**WHAT TO WORK ON**
Lines containing the word "this" should be extracted in full.

**DATA SUPPLIED**
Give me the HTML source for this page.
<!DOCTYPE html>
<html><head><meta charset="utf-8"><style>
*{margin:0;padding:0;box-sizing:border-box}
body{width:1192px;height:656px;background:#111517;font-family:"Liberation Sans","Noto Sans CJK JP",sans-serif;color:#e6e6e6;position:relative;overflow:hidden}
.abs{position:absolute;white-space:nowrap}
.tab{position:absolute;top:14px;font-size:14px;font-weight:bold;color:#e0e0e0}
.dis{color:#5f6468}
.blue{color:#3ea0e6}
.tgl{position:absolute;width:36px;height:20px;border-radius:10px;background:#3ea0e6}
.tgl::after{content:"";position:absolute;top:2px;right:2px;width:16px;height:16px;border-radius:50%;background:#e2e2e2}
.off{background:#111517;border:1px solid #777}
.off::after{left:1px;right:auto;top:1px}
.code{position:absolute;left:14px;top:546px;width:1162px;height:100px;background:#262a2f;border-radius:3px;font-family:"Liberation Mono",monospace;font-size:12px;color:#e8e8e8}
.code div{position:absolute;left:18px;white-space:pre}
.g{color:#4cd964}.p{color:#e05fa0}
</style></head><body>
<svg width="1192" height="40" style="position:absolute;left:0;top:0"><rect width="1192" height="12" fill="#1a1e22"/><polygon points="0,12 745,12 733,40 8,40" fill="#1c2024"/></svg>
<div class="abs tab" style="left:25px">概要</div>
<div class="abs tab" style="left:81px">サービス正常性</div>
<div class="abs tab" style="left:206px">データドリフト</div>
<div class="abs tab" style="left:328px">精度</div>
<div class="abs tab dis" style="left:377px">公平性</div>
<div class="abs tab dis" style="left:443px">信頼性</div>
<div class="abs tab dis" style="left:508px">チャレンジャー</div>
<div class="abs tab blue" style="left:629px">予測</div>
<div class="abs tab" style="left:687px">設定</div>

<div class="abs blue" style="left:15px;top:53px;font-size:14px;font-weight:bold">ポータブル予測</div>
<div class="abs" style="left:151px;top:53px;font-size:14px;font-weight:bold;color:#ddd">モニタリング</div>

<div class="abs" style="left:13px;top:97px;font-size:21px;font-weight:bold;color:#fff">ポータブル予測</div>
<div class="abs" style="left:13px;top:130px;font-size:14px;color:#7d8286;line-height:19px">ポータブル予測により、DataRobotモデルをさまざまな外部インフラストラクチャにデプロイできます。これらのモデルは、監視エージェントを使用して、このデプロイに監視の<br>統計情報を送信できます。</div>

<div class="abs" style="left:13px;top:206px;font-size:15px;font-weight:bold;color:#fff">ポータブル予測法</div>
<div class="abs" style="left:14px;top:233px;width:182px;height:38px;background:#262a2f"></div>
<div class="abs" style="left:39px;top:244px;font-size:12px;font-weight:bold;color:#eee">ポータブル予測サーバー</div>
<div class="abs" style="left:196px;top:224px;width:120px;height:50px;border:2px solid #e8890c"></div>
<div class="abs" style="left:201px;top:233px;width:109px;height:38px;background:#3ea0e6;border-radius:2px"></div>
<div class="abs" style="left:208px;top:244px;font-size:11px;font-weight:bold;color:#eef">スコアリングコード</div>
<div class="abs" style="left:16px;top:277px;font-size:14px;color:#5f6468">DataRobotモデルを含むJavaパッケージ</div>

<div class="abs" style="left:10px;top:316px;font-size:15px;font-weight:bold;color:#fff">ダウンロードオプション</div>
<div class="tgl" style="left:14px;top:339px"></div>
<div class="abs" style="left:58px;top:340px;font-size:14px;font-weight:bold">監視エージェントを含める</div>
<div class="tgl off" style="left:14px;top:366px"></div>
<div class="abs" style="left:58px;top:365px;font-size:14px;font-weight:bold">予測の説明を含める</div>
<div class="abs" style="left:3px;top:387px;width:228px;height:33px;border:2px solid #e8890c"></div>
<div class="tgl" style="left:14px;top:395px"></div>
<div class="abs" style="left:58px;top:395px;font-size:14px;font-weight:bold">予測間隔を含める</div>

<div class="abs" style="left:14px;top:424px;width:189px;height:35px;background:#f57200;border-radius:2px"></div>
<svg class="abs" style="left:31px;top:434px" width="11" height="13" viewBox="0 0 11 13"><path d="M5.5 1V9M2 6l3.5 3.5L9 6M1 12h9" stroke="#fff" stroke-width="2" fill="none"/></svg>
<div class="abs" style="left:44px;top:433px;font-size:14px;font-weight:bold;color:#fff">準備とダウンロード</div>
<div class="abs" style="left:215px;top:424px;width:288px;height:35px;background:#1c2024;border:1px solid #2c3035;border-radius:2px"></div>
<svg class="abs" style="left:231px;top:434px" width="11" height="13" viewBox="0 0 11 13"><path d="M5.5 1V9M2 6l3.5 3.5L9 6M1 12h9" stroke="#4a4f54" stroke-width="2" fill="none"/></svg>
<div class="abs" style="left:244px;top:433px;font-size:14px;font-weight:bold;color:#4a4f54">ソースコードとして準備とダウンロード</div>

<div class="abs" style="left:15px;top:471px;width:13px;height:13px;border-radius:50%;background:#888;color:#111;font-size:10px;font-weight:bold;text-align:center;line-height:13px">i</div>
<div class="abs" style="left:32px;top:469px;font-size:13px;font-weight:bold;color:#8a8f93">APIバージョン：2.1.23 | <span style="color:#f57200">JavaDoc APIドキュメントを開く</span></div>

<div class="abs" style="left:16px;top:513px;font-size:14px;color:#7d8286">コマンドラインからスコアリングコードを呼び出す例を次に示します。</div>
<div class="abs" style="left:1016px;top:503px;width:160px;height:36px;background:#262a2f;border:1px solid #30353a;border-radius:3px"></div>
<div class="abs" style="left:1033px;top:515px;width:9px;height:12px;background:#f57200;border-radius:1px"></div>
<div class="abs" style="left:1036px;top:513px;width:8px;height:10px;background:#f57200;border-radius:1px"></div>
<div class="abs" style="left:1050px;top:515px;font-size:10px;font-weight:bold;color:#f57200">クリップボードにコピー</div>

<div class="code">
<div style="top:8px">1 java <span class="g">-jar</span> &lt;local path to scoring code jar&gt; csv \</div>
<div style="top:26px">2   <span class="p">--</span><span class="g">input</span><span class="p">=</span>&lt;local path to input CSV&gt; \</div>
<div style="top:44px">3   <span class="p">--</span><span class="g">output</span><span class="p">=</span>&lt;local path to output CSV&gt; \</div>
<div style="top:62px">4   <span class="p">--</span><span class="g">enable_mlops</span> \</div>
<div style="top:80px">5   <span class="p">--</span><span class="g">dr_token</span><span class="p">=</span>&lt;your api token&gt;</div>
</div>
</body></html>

...

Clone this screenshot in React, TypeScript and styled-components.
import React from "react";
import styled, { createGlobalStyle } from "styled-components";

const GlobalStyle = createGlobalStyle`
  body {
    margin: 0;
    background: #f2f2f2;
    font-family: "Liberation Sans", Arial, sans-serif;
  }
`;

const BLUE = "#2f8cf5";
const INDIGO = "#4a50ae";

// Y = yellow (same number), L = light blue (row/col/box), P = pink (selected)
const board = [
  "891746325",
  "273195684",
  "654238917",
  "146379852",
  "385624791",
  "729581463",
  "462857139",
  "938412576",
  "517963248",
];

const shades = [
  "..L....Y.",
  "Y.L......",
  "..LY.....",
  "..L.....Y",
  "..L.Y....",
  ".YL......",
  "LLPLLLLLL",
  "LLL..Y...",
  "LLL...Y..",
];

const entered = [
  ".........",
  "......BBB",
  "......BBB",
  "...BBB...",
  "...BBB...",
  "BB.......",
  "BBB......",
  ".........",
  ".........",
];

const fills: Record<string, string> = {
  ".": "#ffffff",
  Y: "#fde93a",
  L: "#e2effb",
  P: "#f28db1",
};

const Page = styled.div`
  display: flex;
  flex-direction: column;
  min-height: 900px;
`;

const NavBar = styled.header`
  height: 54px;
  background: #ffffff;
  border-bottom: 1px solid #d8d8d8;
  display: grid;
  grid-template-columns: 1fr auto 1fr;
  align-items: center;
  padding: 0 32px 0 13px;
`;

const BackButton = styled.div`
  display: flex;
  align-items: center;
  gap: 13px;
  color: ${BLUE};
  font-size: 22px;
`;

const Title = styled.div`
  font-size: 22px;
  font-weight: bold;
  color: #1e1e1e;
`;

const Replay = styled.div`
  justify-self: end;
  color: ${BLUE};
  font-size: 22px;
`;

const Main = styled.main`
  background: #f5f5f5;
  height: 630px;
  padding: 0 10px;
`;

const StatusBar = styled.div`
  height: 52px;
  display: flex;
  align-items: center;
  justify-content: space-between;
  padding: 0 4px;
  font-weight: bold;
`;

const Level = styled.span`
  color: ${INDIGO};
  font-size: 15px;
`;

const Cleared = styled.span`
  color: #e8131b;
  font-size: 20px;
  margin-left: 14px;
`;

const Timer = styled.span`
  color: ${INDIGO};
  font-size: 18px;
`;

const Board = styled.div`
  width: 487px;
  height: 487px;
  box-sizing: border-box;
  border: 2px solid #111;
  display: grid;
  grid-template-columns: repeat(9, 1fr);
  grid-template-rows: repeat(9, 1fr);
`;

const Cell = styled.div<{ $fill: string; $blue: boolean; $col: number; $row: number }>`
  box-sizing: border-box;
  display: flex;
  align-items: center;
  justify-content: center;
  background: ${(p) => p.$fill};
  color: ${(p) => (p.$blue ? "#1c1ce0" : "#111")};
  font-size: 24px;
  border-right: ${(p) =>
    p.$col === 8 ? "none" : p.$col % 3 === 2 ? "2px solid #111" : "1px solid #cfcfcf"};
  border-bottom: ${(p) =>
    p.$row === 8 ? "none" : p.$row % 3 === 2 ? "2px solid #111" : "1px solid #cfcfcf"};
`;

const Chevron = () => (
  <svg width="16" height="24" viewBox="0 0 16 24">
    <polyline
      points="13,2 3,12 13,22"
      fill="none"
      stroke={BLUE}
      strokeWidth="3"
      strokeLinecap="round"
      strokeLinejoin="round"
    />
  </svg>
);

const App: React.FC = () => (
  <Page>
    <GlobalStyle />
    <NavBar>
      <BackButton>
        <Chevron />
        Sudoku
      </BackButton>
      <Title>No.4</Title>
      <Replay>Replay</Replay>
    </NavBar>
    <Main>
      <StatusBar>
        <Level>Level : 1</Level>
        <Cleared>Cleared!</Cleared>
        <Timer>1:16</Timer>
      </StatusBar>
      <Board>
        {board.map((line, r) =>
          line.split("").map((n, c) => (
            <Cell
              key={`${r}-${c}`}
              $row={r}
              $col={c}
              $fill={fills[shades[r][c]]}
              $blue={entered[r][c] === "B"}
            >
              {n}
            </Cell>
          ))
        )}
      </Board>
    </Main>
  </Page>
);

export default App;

**THE REPLY**
Give me the HTML source for this page.
Clone this screenshot in React, TypeScript and styled-components.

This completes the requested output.